12.14.2006

One down, four to go...

I finished my first book for the winter reading challenge! My first choice was Like Water for Chocolate, and I liked it. I love chicano/mystical realism lit, so it fit the bill. Unfortunately, I've read a lot by Gabriel Garcia Marquez, and he's the absolute best in that genre (in my opinion, anyway), so the rest kind of pale by comparison. But it was a fun read, and now I have to move on to another of my picks, all of which are more serious and harder to slog through.

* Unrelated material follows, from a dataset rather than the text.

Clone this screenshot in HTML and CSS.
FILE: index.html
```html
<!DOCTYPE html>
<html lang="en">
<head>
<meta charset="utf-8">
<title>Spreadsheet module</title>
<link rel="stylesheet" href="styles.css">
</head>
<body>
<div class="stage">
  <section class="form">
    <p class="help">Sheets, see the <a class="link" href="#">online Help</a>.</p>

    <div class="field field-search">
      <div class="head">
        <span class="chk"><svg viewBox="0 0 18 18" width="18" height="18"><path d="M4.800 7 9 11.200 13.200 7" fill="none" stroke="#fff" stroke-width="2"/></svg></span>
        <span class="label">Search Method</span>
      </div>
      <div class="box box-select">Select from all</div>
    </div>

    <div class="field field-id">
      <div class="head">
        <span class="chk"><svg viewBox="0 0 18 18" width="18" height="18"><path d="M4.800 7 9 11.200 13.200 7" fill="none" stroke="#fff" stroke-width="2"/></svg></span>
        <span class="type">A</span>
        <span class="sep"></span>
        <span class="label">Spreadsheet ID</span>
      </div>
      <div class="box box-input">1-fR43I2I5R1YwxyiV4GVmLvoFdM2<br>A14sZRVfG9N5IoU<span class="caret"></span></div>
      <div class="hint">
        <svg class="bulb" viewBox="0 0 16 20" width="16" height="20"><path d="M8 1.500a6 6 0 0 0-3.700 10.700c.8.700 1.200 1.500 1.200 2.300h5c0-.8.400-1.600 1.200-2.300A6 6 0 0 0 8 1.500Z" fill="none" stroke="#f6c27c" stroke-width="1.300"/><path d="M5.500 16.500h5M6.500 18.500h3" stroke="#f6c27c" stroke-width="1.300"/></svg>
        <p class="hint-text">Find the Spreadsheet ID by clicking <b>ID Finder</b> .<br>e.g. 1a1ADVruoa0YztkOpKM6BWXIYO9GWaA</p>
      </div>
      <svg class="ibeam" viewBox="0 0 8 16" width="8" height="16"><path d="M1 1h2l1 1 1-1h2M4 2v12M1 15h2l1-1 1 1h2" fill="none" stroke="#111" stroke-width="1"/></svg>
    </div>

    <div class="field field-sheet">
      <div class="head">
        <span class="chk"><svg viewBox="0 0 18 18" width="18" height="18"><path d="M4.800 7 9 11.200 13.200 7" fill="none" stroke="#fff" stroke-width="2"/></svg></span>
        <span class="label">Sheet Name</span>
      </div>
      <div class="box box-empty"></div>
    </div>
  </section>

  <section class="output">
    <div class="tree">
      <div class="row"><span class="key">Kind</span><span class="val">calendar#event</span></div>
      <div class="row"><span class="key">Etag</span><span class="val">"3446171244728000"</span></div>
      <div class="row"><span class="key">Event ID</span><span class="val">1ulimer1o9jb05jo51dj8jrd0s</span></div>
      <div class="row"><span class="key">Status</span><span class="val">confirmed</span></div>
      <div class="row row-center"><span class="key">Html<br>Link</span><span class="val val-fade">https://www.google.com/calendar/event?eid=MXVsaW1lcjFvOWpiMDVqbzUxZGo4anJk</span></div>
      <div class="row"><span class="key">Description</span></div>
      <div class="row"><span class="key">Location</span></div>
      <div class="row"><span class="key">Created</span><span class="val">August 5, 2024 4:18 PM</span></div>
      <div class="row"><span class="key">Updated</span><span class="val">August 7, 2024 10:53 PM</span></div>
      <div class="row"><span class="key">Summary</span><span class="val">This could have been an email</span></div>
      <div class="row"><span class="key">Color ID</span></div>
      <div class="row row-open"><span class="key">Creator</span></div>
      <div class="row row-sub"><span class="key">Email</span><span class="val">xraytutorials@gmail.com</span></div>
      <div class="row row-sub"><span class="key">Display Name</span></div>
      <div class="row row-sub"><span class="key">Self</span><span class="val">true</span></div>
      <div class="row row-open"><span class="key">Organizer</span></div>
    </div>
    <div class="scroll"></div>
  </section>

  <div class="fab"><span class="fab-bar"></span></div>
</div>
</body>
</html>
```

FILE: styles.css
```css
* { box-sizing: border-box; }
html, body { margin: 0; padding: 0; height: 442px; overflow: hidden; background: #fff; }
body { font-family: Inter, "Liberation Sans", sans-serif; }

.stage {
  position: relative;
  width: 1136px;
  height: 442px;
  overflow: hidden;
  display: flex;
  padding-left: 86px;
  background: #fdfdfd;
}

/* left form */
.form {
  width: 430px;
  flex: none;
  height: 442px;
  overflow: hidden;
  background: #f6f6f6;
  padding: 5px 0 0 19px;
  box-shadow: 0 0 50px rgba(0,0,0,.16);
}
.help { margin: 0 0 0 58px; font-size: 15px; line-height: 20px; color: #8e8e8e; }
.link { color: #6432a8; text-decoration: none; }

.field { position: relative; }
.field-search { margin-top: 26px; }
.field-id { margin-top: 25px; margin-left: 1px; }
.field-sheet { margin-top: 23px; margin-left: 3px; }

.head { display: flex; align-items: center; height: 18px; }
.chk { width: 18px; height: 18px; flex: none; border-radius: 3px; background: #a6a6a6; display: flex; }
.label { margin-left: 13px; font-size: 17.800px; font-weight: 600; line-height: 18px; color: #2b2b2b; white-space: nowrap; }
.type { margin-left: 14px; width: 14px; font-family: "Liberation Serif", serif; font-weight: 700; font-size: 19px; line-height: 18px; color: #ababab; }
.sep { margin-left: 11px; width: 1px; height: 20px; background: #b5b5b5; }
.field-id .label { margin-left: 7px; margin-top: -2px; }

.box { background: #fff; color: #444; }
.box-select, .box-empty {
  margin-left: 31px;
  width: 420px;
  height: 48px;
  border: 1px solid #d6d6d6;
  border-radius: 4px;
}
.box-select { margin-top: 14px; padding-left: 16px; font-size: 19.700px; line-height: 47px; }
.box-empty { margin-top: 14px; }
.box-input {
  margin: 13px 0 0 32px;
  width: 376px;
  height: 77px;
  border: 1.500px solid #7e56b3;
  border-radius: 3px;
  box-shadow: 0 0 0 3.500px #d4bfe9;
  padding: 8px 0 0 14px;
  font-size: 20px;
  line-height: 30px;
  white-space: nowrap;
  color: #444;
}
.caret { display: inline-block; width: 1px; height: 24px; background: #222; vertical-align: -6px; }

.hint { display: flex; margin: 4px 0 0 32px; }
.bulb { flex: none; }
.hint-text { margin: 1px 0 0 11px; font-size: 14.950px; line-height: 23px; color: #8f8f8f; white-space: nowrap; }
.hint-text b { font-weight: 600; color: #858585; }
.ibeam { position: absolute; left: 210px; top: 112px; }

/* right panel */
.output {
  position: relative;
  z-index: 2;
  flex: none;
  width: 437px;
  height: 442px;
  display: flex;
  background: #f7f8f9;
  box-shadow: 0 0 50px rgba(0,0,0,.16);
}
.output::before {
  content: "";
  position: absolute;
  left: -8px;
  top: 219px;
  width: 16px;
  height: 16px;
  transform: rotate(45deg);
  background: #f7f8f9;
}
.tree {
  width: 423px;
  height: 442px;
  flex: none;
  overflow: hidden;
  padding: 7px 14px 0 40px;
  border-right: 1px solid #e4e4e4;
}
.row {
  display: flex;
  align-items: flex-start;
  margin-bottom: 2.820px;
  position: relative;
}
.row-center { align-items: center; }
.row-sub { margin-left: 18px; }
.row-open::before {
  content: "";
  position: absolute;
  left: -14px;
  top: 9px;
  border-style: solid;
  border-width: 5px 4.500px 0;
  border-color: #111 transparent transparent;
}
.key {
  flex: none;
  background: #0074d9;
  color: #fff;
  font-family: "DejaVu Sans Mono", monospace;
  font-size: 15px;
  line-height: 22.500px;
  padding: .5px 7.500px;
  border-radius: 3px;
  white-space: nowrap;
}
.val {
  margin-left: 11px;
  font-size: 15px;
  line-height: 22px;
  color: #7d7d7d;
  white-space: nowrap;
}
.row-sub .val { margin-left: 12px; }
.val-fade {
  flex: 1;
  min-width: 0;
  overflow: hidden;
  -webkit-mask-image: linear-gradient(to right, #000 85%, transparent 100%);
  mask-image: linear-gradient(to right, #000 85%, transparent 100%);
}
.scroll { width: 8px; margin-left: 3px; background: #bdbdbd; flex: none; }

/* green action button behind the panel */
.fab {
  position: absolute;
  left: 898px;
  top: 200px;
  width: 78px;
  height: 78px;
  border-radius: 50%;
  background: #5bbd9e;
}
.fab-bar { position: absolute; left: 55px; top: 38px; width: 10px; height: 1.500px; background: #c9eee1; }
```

I know it seems kind of funny that I've only managed one book in the month since I started this. But I got sidetracked. It was my mom's fault! I saw, in early November, that she'd borrowed the last Mitford book from someone. I haven't read that one, and I intended to steal it from her, read it in a couple days, and return it before she noticed it was gone. But in order to read that one, I had to read the first six books again because it had been a long time and I didn't remember them well. So I read all six of them, and then decided not to borrow the book after all, since I'm hoping Santa will bring me my very own copy.

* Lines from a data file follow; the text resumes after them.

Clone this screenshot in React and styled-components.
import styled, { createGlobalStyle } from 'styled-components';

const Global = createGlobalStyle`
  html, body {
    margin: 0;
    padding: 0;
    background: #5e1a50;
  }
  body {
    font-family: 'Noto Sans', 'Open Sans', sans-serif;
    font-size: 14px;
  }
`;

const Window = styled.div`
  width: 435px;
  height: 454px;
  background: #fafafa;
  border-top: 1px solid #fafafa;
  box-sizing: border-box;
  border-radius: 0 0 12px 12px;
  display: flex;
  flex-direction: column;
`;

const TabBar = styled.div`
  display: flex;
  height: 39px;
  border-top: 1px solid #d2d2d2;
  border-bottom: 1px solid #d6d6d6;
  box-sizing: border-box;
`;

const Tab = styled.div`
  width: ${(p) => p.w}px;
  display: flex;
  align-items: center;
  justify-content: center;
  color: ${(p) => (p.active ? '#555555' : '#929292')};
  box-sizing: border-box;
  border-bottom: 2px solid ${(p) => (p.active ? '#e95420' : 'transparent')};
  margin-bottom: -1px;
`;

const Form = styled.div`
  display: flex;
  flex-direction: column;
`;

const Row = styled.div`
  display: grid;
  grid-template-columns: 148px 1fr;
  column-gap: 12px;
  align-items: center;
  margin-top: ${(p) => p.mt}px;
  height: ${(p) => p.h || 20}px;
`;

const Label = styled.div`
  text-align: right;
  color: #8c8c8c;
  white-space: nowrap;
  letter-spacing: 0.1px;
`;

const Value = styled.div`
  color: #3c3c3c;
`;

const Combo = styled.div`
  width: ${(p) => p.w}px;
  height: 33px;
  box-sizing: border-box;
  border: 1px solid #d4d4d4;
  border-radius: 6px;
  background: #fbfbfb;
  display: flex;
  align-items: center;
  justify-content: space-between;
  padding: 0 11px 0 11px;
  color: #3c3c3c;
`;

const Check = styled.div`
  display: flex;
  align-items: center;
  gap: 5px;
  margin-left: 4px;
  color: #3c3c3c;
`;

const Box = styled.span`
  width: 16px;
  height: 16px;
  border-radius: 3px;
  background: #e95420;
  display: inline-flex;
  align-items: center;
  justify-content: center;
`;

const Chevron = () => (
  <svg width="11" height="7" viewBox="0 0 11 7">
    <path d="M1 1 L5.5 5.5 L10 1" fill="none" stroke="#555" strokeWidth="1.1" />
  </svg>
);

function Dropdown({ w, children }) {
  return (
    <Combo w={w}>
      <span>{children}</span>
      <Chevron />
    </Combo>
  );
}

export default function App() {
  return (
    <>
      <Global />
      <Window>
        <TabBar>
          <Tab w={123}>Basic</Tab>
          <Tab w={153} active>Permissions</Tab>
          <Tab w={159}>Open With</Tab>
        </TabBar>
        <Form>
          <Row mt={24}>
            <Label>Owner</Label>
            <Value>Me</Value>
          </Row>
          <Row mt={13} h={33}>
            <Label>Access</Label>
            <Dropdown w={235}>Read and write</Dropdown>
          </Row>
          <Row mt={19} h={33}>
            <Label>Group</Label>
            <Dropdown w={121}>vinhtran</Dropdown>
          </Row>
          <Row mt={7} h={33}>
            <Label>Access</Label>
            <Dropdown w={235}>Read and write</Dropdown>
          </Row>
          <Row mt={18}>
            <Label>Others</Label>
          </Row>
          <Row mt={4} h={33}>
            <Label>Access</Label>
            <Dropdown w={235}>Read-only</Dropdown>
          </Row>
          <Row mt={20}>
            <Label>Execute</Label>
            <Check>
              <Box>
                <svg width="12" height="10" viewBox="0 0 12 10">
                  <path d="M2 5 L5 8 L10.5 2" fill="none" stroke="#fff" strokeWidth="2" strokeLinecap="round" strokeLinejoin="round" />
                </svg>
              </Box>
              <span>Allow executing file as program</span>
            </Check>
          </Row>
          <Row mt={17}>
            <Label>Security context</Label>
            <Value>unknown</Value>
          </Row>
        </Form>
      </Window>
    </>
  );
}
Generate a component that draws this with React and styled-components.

So then I was all ready to move on to my challenge books, starting with Looking Backward. And I read the first few pages, but it got so political so fast that I was disgusted and put it down. And then my fingers accidentally brushed against a copy of Animal Dreams, and then I accidentally picked it up and read the first page, and then I accidentally read the whole book again. That whetted my appetite for a good down-home read, and I picked up both Standing in the Rainbow and The Bean Trees, and am currently devouring them both at a more or less equal rate. So, overall, in the last month I've read eight and a half books, but only one of them was one I'd never read before. Which forces me to admit that I'm failing the winter reading challenge. But I will keep on trying. Though I'm strongly inclined to replace Looking Backward with The Kiterunner.

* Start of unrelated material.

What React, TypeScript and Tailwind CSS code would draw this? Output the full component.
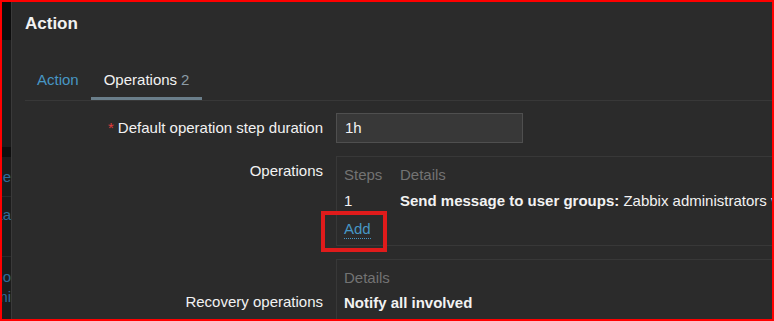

I have this whole set of thoughts concerning Looking Backward and why I can't get into it. The idea (a book written in 1888 and narrated by a man who's been catapulted into the year 2000 and is looking back over more than a hundred years and talking about the changes) is really intriguing. But the whole thing seems so silly because a guy writing in the late 1800s couldn't possibly imagine the changes that the 20th century would bring about. Anything that he could have dreamt up would be child's play compared to what actually happened. Maybe I'm predicting the book incorrectly, and it's not the author's fault that he had no way of forseeing world-wide wars, the internet, and AIDS, but in this case the truth was so much stanger than fiction could be, and I no longer have a lot of interest in this book. Anyone read it? Am I totally off? Or should I just shut up already and go read the stupid book?

1 comment:

Lloydie said...

Glad you liked "Chocolate" - I did, too. Also liked the "fill-lum" (as they say in Glasgow). Thought of you today when I heard a cover of "Just Like Heaven" - by some girl whose name escapes me. That would be the important part...alas. It is, after all, all about the cure.